**Directive**
Bring together all lines of the material below that contain the string "Tailwind".

**Data shown**
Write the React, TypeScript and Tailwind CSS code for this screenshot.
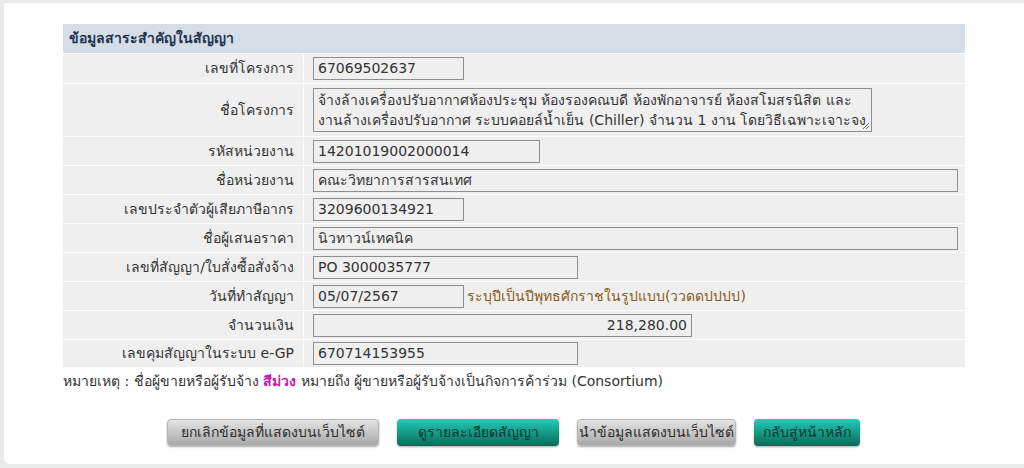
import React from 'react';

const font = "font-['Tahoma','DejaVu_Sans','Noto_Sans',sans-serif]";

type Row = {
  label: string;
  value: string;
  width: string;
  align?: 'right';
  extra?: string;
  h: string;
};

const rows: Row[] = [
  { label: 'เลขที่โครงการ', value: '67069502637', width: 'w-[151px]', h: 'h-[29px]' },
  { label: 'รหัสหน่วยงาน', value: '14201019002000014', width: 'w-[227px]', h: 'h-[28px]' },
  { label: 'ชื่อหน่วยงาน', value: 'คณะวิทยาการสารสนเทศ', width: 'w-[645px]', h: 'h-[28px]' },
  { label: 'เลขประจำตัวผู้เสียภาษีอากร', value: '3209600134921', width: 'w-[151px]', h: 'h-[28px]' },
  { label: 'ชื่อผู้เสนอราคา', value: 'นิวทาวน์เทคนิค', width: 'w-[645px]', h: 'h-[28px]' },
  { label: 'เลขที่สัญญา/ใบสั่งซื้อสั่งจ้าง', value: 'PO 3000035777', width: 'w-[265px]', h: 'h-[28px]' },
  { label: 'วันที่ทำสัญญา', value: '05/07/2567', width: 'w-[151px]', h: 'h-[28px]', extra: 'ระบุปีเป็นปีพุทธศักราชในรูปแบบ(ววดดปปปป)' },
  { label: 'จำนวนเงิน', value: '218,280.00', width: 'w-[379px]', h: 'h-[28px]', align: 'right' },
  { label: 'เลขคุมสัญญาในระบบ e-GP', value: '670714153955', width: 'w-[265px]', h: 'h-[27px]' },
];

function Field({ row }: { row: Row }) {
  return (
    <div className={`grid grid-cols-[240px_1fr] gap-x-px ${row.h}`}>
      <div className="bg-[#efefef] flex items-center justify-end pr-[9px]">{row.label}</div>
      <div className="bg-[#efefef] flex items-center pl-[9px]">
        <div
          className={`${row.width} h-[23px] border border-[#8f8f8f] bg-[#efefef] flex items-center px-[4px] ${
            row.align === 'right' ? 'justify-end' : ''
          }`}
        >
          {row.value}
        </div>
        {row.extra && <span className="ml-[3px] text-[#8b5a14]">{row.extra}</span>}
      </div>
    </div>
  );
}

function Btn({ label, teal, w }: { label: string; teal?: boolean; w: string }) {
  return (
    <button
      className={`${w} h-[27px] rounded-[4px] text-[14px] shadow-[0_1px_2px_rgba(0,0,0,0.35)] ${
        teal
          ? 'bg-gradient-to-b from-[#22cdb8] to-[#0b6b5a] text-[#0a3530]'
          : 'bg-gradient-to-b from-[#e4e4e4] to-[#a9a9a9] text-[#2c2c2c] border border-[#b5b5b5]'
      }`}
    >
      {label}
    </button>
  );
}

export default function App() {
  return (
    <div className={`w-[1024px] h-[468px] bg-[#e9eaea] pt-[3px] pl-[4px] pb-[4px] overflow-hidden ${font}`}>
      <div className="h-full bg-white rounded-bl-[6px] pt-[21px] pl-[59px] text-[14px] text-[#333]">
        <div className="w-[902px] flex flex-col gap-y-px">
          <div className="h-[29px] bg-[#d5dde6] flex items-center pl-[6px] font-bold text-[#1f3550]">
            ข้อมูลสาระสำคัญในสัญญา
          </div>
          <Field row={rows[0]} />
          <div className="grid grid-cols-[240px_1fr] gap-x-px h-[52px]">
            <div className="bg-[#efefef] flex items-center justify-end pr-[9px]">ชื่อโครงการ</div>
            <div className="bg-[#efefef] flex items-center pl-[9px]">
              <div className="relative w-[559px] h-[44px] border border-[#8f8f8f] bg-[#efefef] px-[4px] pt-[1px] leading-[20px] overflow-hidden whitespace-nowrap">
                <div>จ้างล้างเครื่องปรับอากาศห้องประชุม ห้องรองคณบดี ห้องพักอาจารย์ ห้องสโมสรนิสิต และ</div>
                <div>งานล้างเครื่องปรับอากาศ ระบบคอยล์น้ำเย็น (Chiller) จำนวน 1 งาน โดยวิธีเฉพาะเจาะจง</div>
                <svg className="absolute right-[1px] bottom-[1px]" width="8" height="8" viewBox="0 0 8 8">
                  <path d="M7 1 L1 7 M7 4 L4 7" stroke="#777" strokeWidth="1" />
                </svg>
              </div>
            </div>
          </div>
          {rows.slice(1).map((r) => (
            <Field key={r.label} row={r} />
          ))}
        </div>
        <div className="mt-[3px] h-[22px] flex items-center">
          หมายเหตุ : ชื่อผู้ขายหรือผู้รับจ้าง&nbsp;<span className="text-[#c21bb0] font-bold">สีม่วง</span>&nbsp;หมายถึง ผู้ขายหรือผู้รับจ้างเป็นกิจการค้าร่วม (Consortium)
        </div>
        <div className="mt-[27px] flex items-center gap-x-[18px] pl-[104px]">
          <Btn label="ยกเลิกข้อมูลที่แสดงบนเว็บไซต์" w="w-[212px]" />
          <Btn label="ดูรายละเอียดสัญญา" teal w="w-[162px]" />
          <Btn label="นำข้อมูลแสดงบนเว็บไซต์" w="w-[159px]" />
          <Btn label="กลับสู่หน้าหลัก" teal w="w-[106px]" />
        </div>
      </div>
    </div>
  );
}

==

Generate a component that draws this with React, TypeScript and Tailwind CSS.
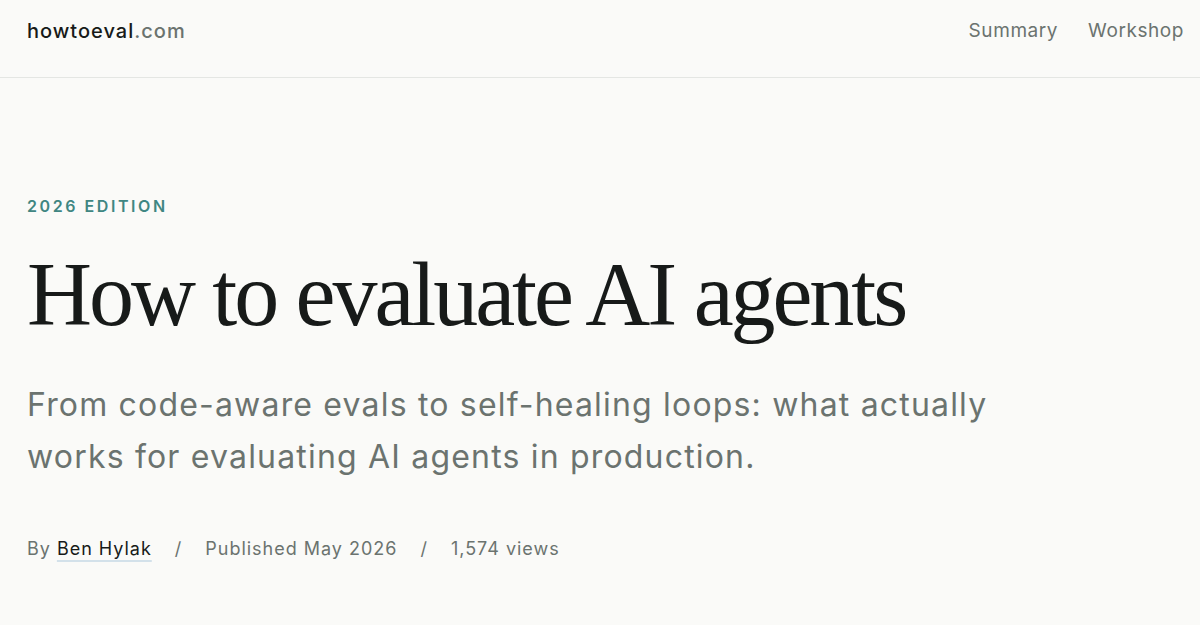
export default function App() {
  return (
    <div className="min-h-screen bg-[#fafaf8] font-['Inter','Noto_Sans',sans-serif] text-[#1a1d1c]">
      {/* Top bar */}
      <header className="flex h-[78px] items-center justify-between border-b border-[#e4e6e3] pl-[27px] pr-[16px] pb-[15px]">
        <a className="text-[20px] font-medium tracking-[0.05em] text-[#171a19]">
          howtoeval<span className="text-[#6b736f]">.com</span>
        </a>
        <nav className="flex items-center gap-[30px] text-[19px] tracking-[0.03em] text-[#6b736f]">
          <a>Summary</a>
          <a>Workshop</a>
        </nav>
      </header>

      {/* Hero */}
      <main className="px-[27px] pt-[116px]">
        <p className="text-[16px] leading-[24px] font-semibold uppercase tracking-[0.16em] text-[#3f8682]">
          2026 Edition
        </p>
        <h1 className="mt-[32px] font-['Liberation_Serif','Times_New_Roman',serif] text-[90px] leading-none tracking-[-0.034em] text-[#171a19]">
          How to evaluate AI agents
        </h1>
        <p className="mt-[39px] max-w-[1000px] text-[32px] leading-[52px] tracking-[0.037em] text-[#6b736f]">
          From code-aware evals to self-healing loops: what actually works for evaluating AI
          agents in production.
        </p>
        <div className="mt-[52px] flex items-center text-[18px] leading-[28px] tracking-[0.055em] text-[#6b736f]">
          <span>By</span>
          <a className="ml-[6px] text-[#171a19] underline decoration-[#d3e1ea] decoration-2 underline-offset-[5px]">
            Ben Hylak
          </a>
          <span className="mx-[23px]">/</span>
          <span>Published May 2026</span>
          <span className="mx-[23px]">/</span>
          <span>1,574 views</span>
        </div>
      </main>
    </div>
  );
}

**Task answer**
Write the React, TypeScript and Tailwind CSS code for this screenshot.
Generate a component that draws this with React, TypeScript and Tailwind CSS.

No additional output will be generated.